DESCRIPTION OF THE TASK:
Please pull out every line that includes the string "Give".

Code that builds pages
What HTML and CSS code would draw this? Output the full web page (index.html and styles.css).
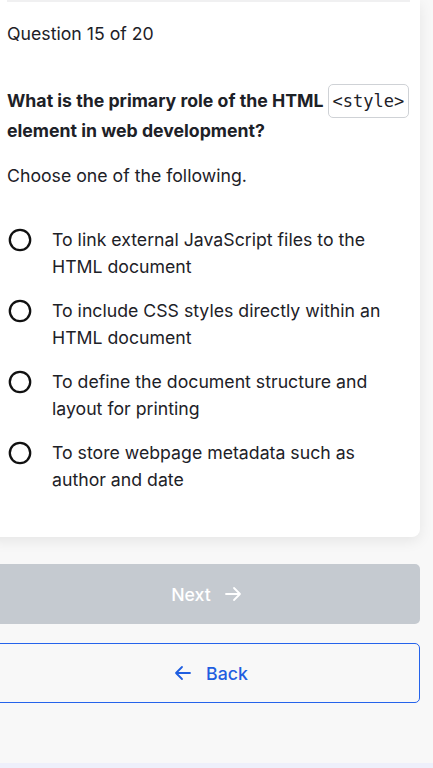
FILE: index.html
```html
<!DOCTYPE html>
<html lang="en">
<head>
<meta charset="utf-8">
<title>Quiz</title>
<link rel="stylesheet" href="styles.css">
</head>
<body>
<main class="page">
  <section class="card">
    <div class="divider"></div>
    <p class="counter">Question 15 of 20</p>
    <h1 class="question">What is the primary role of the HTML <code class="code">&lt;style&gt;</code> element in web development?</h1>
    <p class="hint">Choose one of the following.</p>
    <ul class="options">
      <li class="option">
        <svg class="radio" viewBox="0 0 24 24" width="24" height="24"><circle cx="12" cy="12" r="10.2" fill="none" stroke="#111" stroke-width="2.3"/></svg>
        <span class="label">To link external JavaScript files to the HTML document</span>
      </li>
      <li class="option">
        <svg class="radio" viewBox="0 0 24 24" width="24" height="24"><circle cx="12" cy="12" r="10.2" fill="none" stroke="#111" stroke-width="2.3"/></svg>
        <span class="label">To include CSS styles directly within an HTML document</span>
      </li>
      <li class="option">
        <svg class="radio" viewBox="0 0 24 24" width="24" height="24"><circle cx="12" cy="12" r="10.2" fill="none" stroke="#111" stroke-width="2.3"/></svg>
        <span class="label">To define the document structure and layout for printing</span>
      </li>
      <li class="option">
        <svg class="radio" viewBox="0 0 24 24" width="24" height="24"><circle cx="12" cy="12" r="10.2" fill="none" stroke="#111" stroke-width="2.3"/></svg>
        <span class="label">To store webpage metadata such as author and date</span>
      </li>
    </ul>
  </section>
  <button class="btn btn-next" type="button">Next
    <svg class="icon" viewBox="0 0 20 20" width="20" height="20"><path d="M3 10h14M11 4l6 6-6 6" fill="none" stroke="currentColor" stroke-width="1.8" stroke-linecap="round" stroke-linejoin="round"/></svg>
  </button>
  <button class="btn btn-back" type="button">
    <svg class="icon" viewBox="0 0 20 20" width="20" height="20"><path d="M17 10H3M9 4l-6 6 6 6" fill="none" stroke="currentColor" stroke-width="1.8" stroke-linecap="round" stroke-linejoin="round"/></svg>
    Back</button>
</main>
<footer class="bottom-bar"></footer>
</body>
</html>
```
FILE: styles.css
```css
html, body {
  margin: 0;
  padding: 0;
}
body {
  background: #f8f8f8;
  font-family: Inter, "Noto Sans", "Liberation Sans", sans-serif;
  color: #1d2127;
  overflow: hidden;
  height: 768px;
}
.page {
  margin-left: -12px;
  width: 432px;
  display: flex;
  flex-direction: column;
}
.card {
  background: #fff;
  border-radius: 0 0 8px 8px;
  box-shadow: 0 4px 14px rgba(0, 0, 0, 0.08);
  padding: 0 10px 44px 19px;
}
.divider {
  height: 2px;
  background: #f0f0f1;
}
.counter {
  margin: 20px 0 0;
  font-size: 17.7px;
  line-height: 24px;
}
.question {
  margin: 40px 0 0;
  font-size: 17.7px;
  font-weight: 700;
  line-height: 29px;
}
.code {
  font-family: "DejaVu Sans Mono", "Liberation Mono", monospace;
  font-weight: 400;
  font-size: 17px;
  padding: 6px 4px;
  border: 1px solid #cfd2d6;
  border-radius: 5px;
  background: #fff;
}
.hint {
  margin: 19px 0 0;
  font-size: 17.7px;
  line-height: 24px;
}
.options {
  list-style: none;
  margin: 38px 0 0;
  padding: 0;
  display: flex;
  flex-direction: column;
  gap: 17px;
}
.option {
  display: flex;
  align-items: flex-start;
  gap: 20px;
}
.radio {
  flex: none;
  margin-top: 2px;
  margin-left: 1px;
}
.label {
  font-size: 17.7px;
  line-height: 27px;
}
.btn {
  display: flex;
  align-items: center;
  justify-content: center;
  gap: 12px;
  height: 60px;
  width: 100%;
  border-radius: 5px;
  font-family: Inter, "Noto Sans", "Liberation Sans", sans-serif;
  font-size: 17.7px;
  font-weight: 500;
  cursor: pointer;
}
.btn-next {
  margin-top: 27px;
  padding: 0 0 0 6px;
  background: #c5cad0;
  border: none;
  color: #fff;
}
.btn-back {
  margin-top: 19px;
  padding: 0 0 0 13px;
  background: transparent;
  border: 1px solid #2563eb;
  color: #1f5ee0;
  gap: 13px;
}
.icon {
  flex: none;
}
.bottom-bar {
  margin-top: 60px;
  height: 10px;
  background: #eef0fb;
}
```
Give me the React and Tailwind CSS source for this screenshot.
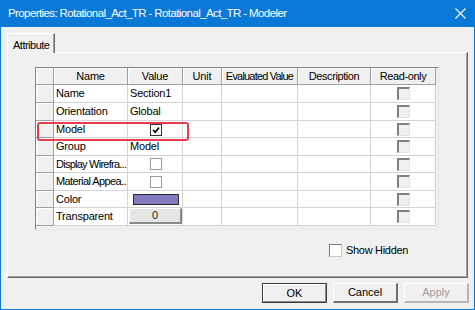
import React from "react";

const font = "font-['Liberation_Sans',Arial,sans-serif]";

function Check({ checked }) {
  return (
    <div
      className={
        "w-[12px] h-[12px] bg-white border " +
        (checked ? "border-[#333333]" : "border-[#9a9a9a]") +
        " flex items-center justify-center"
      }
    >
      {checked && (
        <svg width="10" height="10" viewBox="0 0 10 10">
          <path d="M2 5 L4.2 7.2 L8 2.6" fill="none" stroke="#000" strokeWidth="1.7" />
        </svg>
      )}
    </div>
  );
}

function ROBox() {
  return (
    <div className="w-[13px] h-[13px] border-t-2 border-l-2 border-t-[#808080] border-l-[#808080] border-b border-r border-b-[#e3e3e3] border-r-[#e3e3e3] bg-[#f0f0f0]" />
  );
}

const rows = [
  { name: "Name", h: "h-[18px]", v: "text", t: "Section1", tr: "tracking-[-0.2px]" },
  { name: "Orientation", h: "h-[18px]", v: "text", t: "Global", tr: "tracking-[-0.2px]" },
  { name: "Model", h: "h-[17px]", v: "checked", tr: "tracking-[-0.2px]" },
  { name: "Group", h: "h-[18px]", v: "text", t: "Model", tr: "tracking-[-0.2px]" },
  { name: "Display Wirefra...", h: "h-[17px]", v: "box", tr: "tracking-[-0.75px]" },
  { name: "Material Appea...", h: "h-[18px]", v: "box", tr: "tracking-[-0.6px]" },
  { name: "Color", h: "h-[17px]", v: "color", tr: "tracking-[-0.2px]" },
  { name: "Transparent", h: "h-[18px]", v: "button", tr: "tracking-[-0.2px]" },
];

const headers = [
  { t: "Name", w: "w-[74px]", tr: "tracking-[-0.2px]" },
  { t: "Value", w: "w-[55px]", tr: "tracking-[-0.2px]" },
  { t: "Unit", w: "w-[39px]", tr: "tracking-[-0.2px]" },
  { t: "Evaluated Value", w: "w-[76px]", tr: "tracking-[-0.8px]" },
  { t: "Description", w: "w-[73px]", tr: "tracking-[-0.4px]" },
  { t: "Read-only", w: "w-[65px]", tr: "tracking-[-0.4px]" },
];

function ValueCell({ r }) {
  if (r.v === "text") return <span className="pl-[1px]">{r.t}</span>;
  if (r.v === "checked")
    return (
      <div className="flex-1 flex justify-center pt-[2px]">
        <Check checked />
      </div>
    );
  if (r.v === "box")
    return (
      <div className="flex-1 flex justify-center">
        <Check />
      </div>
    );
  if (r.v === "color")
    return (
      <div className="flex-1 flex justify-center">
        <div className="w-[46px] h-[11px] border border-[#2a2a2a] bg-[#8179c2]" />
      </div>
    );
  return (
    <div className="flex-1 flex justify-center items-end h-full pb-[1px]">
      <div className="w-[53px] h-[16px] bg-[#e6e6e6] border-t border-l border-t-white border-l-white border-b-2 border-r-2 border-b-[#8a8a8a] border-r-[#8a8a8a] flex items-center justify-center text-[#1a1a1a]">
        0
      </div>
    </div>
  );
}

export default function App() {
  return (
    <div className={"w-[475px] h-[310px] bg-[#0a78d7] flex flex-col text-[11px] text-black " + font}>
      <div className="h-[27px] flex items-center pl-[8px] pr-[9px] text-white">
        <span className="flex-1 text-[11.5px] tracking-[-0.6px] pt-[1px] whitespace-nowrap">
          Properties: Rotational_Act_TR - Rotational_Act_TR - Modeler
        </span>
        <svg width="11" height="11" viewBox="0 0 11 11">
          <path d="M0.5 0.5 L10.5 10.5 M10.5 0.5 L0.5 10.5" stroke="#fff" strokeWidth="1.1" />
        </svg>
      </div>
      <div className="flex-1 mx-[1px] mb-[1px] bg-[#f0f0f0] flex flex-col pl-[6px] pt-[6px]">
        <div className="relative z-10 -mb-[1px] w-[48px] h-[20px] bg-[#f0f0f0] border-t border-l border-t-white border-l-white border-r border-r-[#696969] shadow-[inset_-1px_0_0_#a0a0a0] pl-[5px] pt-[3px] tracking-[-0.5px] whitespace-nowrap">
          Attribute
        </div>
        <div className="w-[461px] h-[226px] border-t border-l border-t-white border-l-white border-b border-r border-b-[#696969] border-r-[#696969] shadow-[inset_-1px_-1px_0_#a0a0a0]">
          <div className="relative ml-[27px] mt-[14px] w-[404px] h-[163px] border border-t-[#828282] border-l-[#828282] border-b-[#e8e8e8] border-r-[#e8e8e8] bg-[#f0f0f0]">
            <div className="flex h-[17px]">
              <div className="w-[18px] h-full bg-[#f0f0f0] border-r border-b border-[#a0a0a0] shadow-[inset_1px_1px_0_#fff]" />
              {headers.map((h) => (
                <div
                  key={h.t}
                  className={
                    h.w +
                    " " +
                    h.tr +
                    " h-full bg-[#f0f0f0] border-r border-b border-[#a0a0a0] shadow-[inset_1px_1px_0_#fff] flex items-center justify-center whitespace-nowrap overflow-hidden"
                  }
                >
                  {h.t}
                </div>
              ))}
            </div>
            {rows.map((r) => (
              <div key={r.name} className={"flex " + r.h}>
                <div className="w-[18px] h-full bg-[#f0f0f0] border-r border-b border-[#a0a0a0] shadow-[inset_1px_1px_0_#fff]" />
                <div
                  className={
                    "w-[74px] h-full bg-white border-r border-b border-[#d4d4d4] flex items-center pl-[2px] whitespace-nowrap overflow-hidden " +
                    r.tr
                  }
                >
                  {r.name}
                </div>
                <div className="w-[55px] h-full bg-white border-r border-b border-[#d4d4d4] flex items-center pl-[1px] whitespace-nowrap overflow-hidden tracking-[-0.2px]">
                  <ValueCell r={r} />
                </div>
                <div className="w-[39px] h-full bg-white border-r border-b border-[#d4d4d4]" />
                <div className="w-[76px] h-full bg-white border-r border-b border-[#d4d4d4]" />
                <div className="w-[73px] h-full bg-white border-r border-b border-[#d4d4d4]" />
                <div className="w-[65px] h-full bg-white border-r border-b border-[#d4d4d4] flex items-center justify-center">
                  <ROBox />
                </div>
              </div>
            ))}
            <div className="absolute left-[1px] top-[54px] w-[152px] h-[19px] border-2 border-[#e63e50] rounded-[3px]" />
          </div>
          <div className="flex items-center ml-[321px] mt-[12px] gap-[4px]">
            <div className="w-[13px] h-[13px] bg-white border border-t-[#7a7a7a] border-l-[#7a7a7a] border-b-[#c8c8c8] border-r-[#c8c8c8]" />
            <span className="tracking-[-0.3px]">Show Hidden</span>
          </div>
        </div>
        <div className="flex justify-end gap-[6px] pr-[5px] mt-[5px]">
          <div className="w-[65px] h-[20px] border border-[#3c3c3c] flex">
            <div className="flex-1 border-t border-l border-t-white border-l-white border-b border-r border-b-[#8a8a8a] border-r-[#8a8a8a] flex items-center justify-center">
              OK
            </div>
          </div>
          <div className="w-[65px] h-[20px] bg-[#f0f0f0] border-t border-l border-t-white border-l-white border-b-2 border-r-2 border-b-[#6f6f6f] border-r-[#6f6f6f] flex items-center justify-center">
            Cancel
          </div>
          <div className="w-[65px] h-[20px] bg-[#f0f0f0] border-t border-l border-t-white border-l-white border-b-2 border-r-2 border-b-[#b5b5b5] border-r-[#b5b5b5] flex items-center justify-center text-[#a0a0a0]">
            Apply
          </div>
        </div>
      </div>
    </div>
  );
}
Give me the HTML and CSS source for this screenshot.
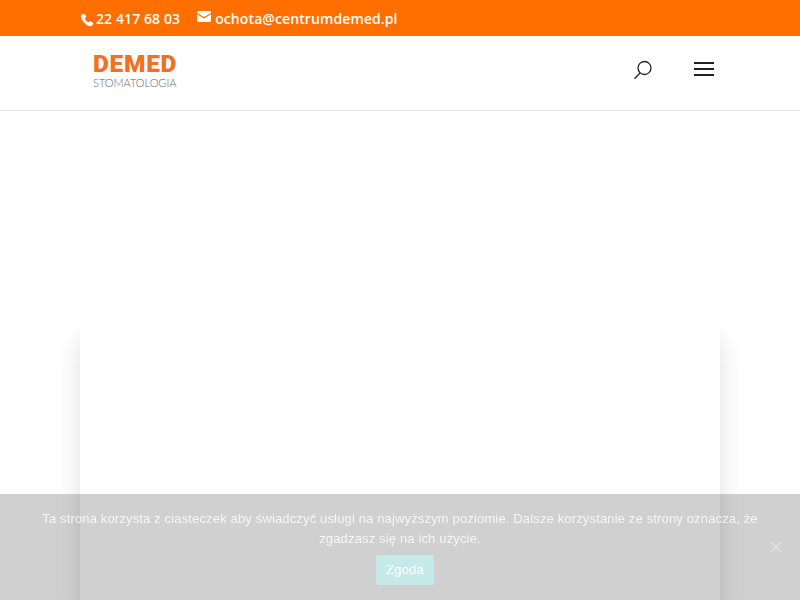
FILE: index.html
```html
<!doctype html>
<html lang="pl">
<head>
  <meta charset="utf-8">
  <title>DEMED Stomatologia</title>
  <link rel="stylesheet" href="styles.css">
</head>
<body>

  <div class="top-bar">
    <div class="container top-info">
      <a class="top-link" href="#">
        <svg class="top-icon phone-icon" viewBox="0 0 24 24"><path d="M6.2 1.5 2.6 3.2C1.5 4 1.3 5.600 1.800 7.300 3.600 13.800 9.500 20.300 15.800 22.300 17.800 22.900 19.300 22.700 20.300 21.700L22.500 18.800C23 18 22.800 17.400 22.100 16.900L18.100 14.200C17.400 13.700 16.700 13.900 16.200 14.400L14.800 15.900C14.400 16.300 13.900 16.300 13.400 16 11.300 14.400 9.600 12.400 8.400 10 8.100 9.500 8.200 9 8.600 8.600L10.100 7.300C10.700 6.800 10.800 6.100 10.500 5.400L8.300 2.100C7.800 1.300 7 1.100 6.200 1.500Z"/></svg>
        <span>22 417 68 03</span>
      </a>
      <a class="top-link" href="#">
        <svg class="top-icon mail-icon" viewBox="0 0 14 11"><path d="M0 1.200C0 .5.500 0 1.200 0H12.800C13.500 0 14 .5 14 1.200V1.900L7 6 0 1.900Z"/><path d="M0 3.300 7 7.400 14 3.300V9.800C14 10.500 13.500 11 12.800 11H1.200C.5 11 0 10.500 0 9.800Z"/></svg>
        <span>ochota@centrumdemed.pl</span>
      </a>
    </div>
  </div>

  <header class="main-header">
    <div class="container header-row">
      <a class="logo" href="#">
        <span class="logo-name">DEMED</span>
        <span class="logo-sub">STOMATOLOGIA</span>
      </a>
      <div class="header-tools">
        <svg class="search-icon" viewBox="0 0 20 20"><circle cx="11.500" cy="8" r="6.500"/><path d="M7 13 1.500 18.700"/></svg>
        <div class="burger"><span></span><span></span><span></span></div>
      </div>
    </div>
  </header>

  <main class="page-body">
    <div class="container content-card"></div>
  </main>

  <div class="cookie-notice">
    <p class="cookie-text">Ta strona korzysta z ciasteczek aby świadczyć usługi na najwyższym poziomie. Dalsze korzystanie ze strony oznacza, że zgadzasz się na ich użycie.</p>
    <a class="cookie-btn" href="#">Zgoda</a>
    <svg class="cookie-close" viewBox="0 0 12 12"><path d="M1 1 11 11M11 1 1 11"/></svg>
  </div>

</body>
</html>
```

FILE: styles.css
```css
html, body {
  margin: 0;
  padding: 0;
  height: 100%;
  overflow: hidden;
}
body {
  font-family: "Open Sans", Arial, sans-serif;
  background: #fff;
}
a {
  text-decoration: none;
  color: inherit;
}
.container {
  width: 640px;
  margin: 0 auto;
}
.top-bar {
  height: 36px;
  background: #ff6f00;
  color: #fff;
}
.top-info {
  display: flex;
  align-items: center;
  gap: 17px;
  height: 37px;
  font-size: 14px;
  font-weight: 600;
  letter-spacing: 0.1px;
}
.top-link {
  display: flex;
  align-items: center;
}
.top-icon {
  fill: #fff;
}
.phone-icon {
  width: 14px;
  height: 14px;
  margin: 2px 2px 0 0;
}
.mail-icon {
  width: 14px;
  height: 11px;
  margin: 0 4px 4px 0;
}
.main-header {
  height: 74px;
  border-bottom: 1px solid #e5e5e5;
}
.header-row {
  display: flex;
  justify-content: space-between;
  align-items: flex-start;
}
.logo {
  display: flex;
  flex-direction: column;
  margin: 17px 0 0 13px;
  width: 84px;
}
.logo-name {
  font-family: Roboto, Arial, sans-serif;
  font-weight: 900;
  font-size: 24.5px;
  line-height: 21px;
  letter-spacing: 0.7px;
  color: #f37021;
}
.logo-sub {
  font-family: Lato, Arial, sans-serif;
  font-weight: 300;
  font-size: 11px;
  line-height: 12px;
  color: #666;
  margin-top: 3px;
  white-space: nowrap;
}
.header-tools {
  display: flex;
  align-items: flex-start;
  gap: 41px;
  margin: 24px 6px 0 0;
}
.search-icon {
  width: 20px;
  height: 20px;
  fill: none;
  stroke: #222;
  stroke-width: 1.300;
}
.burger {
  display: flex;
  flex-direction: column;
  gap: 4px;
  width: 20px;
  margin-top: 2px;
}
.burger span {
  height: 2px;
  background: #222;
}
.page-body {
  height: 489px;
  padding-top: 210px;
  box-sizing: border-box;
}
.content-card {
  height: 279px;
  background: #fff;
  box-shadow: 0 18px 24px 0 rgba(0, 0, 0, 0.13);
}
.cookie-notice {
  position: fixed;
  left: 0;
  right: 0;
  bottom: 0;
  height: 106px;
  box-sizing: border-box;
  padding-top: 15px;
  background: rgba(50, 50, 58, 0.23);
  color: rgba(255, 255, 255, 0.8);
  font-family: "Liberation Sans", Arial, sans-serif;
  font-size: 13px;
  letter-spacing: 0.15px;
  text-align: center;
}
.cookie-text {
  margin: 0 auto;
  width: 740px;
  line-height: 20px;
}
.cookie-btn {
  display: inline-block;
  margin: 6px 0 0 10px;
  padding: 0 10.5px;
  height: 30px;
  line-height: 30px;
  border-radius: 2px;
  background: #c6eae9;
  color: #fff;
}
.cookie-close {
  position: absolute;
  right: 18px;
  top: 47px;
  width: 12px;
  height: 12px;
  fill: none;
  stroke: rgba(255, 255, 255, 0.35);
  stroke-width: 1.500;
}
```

SOLUTION:
Give me the React and Tailwind CSS source for this screenshot.
Give me the HTML and CSS source for this screenshot.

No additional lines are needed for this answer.